Learning Articulated Motion Models from Visual and Lingual Signals
Zhengyang Wu, Mohit Bansal, Matthew R. Walter

TL;DR
This paper introduces a multimodal learning framework that combines visual and lingual signals to accurately model the kinematics of articulated objects, improving robot manipulation capabilities in human environments.
Contribution
It presents a novel probabilistic language model linking natural language descriptions with kinematic structures, enhancing model inference over vision-only methods.
Findings
36% improvement in model accuracy over vision-only baseline
Successfully infers kinematic structures of complex household objects
Demonstrates the effectiveness of multimodal signals in robotic manipulation
Abstract
In order for robots to operate effectively in homes and workplaces, they must be able to manipulate the articulated objects common within environments built for and by humans.
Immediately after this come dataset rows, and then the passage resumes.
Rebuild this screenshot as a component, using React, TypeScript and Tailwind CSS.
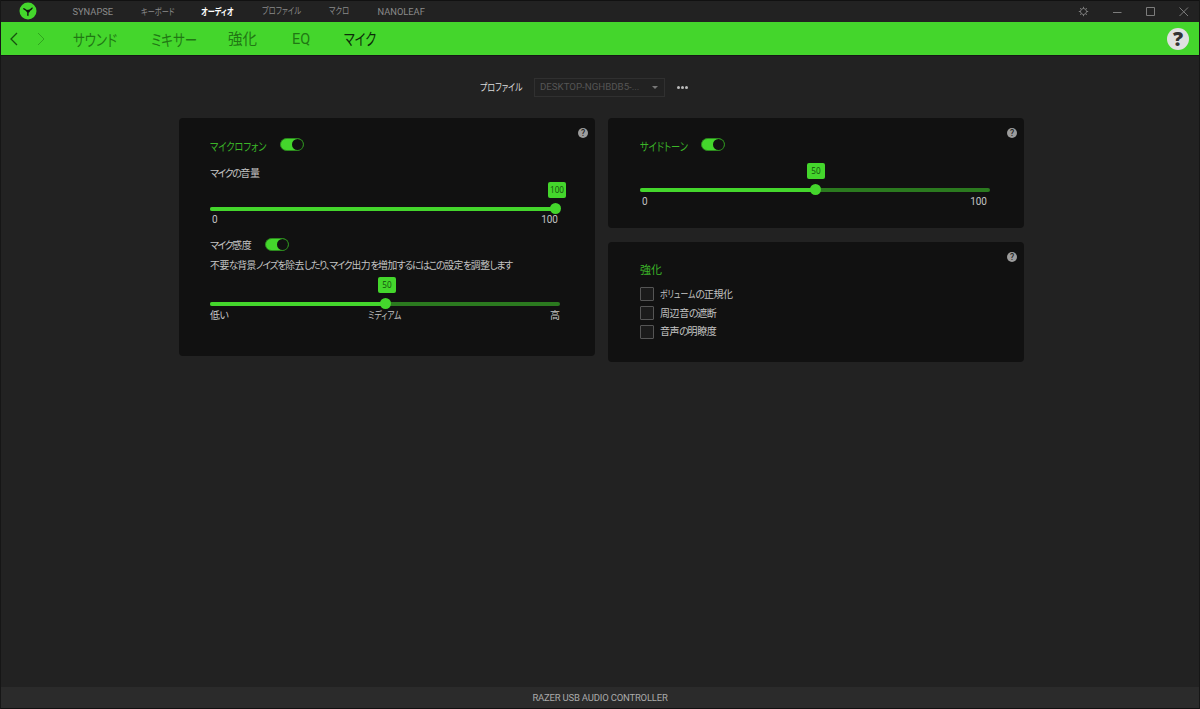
import React from 'react'
import clsx from 'clsx'

type TextProps = { children: React.ReactNode; className?: string }

// kana glyphs are set condensed, the outer width keeps the flow in step
const Kana = ({ children, className }: TextProps) => (
  <span className={clsx('block shrink-0 whitespace-nowrap', className)}>
    <span className="inline-block origin-left scale-x-[0.78]">{children}</span>
  </span>
)

const Mixed = ({ text }: { text: string }) => (
  <>
    {text.split(/([\u3040-\u30ff、]+)/).map((part, i) => (
      <span key={i} className={i % 2 ? 'tracking-[-1.250px]' : 'tracking-[-0.400px]'}>
        {part}
      </span>
    ))}
  </>
)

const Help = () => (
  <span className="absolute right-[7px] top-[10px] flex h-[10px] w-[10px] items-center justify-center rounded-full bg-[#9c9c9c] text-[8.500px] font-medium leading-none text-[#222]">
    ?
  </span>
)

const Toggle = () => (
  <span className="flex h-[13px] w-6 shrink-0 justify-end rounded-full border border-[#2c8a1e] bg-[#44d62c]">
    <span className="h-[11px] w-[11px] rounded-full bg-[#111]" />
  </span>
)

type SliderProps = { value: number; left: number; badge: string }

const Slider = ({ value, left, badge }: SliderProps) => (
  <div className="relative h-1 w-[350px] rounded-full bg-[#2b7a1f]">
    <div className="h-1 rounded-full bg-[#44d62c]" style={{ width: left }} />
    <span
      className="absolute -top-[4.5px] h-[11px] w-[11px] rounded-full bg-[#44d62c]"
      style={{ left: left - 5 }}
    />
    <span
      className={clsx(
        "absolute -top-[25px] flex h-4 w-[18px] items-center justify-center rounded-[2px] bg-[#44d62c] font-['Open_Sans'] text-[8.200px] text-[#14500c]",
        badge
      )}
    >
      {value}
    </span>
  </div>
)

const Panel = ({ children, className }: TextProps) => (
  <section className={clsx('relative w-[416px] rounded-[4px] bg-[#111]', className)}>
    <Help />
    {children}
  </section>
)

const TopBar = () => (
  <header className="flex h-[22px] items-center border-t border-[#111] bg-[#222] text-[9.300px] text-[#8a8a8a]">
    <svg viewBox="0 0 18 18" className="-mt-[2px] ml-[18px] h-[18px] w-[18px]">
      <circle cx="9" cy="9" r="8.5" fill="#44d62c" />
      <path
        d="M4.300 6.600c1.200 0 1.600 1.500 2.900 1.600M13.600 5.900c-1.200.3-1.500 1.900-2.800 2.100M8.600 13.700c.8-1 0-2.300.4-3.500M7 8.100l2 .5 2-.7-1.200 1.900H8.500z"
        fill="#111"
        stroke="#111"
        strokeWidth="1.400"
        strokeLinejoin="round"
      />
    </svg>
    <span className="ml-[35.500px] w-[68px]">SYNAPSE</span>
    <Kana className="w-[60.500px] text-[9.200px]">キーボード</Kana>
    <Kana className="w-[60.500px] text-[9.200px] font-bold text-white">オーディオ</Kana>
    <Kana className="w-[67.500px] text-[9.400px]">プロファイル</Kana>
    <Kana className="w-[48.500px] text-[9.400px]">マクロ</Kana>
    <span>NANOLEAF</span>
    <svg viewBox="0 0 120 20" className="-mt-[2px] ml-auto mr-[7px] h-5 w-[120px]" fill="none" stroke="#7c7c7c">
      <circle cx="11.500" cy="10.500" r="3" />
      <path d="M11.500 5.800v1.700M11.500 13.500v1.700M6.800 10.500h1.700M14.500 10.500h1.700M8.200 7.200l1.200 1.200M13.600 12.600l1.200 1.200M14.800 7.200l-1.200 1.200M9.400 12.600l-1.200 1.200" />
      <path d="M41 11.500h8.500M74.500 6.500h8v8h-8zM107.500 6.500l8.500 8.500M116 6.500l-8.500 8.500" />
    </svg>
  </header>
)

const NavBar = () => (
  <nav className="flex h-[33px] items-center bg-[#44d62c] text-[15px] text-[#217714]">
    <svg viewBox="0 0 46 14" className="ml-[3px] h-[14px] w-[46px]" fill="none">
      <path d="M13 1L7 7l6 6" stroke="#17520f" strokeWidth="1.300" />
      <path d="M34 1l6 6-6 6" stroke="#30a51e" />
    </svg>
    <div className="flex pl-[23px] pt-[5px]">
      <Kana className="w-[78px] text-[16px]">サウンド</Kana>
      <Kana className="w-[77px] text-[16px]">ミキサー</Kana>
      <span className="w-[64px] text-[14.500px]">強化</span>
      <span className="w-[52px] text-[14.500px]">EQ</span>
      <Kana className="w-10 text-[15.500px] text-[#0c2b08]">マイク</Kana>
    </div>
    <span className="ml-auto mr-[10px] flex h-[22px] w-[22px] items-center justify-center rounded-full bg-[#e0e0e0] font-['Open_Sans'] text-[20px] font-extrabold leading-none text-[#333]">
      ?
    </span>
  </nav>
)

const ProfileRow = () => (
  <div className="flex h-[18px] items-center pl-[479px]">
    <Kana className="w-[54px] pt-[2px] text-[10.200px] text-[#ddd]">プロファイル</Kana>
    <div className="flex h-[19px] w-[131px] items-center justify-between border border-[#303030] pl-[5px] pr-1.5 pt-px text-[9.700px] text-[#555]">
      DESKTOP-NGHBDB5-...
      <span className="border-x-[3px] border-t-[3px] border-x-transparent border-t-[#777]" />
    </div>
    <div className="ml-3 flex gap-[1px]">
      {[0, 1, 2].map((i) => (
        <span key={i} className="h-[3px] w-[3px] rounded-full bg-[#bbb]" />
      ))}
    </div>
  </div>
)

const MicPanel = () => (
  <Panel className="h-[238px] pl-[31px] pt-5">
    <div className="flex h-[15px] items-start text-[11.800px] leading-[18px] text-[#3bb528]">
      <Kana className="w-[70px]">マイクロフォン</Kana>
      <Toggle />
    </div>
    <p className="mt-[13px] h-4 text-[10px] leading-4 tracking-[-0.300px]">
      <span className="tracking-[-1.500px]">マイクの</span>音量
    </p>
    <div className="mt-[25px]">
      <Slider value={100} left={345} badge="left-[338px]" />
    </div>
    <div className="mt-[2px] flex h-[14px] w-[348px] justify-between pl-[2px] text-[10px] leading-[14px]">
      <span>0</span>
      <span>100</span>
    </div>
    <div className="mt-[11px] flex h-4 items-start text-[10px] leading-[15px]">
      <span className="w-[55px] tracking-[-0.300px]">
        <span className="tracking-[-1.500px]">マイク</span>感度
      </span>
      <Toggle />
    </div>
    <p className="mt-[4px] h-4 whitespace-nowrap text-[9.800px] leading-4">
      <Mixed text="不要な背景ノイズを除去したり、マイク出力を増加するにはこの設定を調整します" />
    </p>
    <div className="mt-[28px]">
      <Slider value={50} left={175} badge="left-[168px]" />
    </div>
    <div className="mt-[2px] flex h-4 w-[350px] justify-between text-[10px] leading-4">
      <span className="w-[158px] tracking-[-0.500px]">低い</span>
      <Kana className="w-10">ミディアム</Kana>
      <span className="ml-auto">高</span>
    </div>
  </Panel>
)

const SidetonePanel = () => (
  <Panel className="h-[110px] pl-8 pt-5">
    <div className="flex h-[15px] items-start text-[11.800px] leading-[18px] text-[#3bb528]">
      <Kana className="w-[61px]">サイドトーン</Kana>
      <Toggle />
    </div>
    <div className="mt-[35px]">
      <Slider value={50} left={174.5} badge="left-[167px]" />
    </div>
    <div className="mt-[3px] flex h-[14px] w-[347px] justify-between pl-[2px] text-[10px] leading-[14px]">
      <span>0</span>
      <span>100</span>
    </div>
  </Panel>
)

const EnhancePanel = () => (
  <Panel className="h-[120px] pl-8 pt-5">
    <h2 className="h-[18px] text-[11px] leading-[18px] text-[#3bb528]">強化</h2>
    <div className="mt-[5px]">
      {options.map(({ kana, label }) => (
        <label key={label} className="flex h-[18.800px] items-center text-[10px]">
          <span className="mr-1.5 h-[14px] w-[14px] rounded-[1px] border border-[#555] bg-[#1b1b1b]" />
          {kana && <Kana className="w-[35.500px]">{kana}</Kana>}
          <span>
            <Mixed text={label} />
          </span>
        </label>
      ))}
    </div>
  </Panel>
)

export default function App() {
  return (
    <div className="flex h-[709px] w-[1200px] flex-col overflow-hidden border-x border-[#161616] bg-[#222] font-['Roboto','Noto_Sans_CJK_JP',sans-serif] text-[#c4c4c4] [font-feature-settings:'palt']">
      <TopBar />
      <NavBar />
      <main className="flex-1 border-t border-[#171717] pt-[22px]">
        <ProfileRow />
        <div className="mt-[22px] flex items-start gap-[13px] pl-[178px]">
          <MicPanel />
          <div className="flex flex-col gap-[14px]">
            <SidetonePanel />
            <EnhancePanel />
          </div>
        </div>
      </main>
      <footer className="flex h-[22px] items-center justify-center border-b border-[#111] bg-[#2b2b2b] pt-[2px] text-[9.500px] tracking-[-0.200px] text-[#aaa]">
        RAZER USB AUDIO CONTROLLER
      </footer>
    </div>
  )
}

const options = [
  { kana: 'ボリューム', label: 'の正規化' },
  { kana: '', label: '周辺音の遮断' },
  { kana: '', label: '音声の明瞭度' },
]
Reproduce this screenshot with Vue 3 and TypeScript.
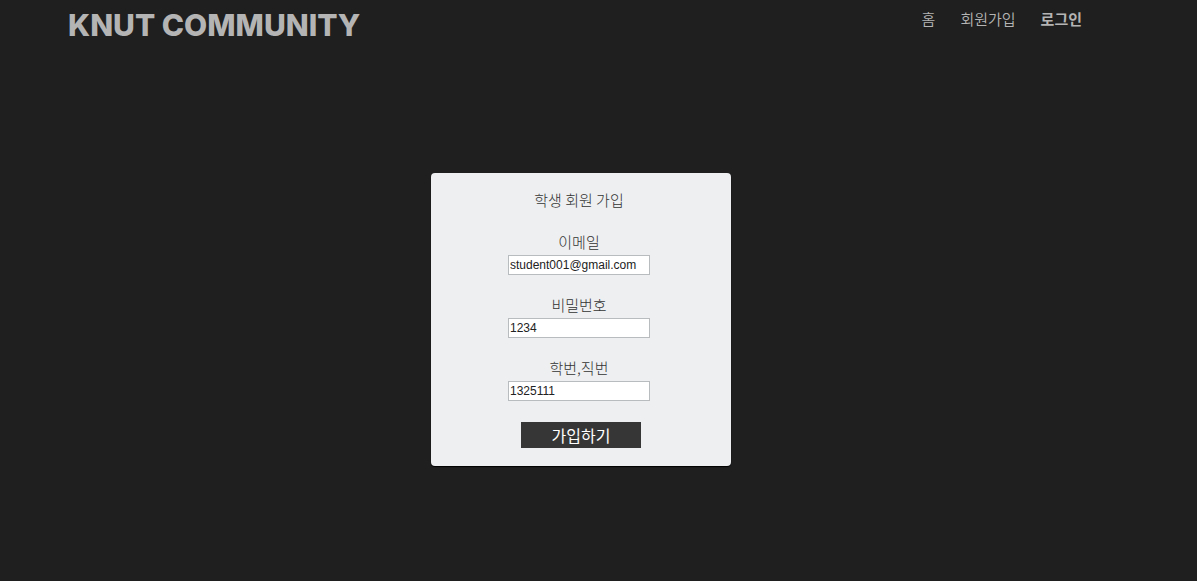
<script setup lang="ts">
import { ref } from 'vue'

interface Field {
  id: string
  label: string
  value: string
}

const fields = ref<Field[]>([
  { id: 'email', label: '이메일', value: 'student001@gmail.com' },
  { id: 'password', label: '비밀번호', value: '1234' },
  { id: 'number', label: '학번,직번', value: '1325111' },
])
</script>

<template>
  <div class="page">
    <header class="top">
      <a class="brand" href="#">KNUT COMMUNITY</a>
      <nav class="menu">
        <a href="#">홈</a>
        <a href="#">회원가입</a>
        <a href="#" class="strong">로그인</a>
      </nav>
    </header>
    <main class="content">
      <form class="card" @submit.prevent>
        <h1 class="title">학생 회원 가입</h1>
        <div v-for="field in fields" :key="field.id" class="field">
          <label :for="field.id">{{ field.label }}</label>
          <input :id="field.id" v-model="field.value" type="text" />
        </div>
        <button type="submit" class="submit">가입하기</button>
      </form>
    </main>
  </div>
</template>

<style>
body {
  margin: 0;
  background: #1f1f1f;
}
</style>

<style scoped>
.page {
  box-sizing: border-box;
  min-height: 100vh;
  padding: 0 103px 0 68px;
  background: #1f1f1f;
  font-family: "Noto Sans CJK KR", sans-serif;
  font-size: 15px;
  line-height: 20px;
}

.top {
  display: flex;
  justify-content: space-between;
  align-items: flex-start;
  padding: 8px 12px 0 0;
}

.brand {
  color: #b4b4b4;
  font-family: Inter, sans-serif;
  font-size: 30px;
  font-weight: 800;
  line-height: 34px;
  text-decoration: none;
  white-space: nowrap;
}

.menu {
  display: flex;
  gap: 25px;
  padding-top: 1px;
}

.menu a {
  color: #b4b4b4;
  font-weight: 350;
  text-decoration: none;
}

.menu .strong {
  font-weight: 700;
}

.content {
  display: flex;
  justify-content: center;
  padding: 131px 0 32px;
}

.card {
  box-sizing: border-box;
  display: flex;
  flex-direction: column;
  align-items: center;
  width: 300px;
  padding: 17px 0 18px;
  border-radius: 4px;
  background: #edeff1;
  box-shadow: 0 1px 1px #000000;
}

.title {
  margin: 0 4px 22px 0;
  color: #333333;
  font-size: 15px;
  font-weight: 300;
}

.field {
  display: flex;
  flex-direction: column;
  align-items: center;
  gap: 3px;
  margin: 0 4px 20px 0;
}

.field label {
  color: #333333;
  font-weight: 300;
}

.field input {
  box-sizing: border-box;
  width: 142px;
  height: 20px;
  padding: 0 1px;
  border: 1px solid #b9bcbf;
  border-radius: 0;
  background: #ffffff;
  color: #222222;
  font-family: "Liberation Sans", Arial, sans-serif;
  font-size: 12px;
}

.submit {
  width: 120px;
  height: 26px;
  margin-top: 1px;
  padding: 0;
  border: 0;
  background: #363636;
  color: #ffffff;
  font-family: "Noto Sans CJK KR", sans-serif;
  font-size: 16px;
  line-height: 26px;
}
</style>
Previous work learns kinematic models that prescribe this manipulation from visual demonstrations. Lingual signals, such as natural language descriptions and instructions, offer a complementary means of conveying knowledge of such manipulation models and are suitable to a wide range of interactions (e.g., remote manipulation). In this paper, we present a multimodal learning framework that incorporates both visual and lingual information to estimate the structure and parameters that define kinematic models of articulated objects. The visual signal takes the form of an RGB-D image stream that opportunistically captures object motion in an unprepared scene. Accompanying natural language descriptions of the motion…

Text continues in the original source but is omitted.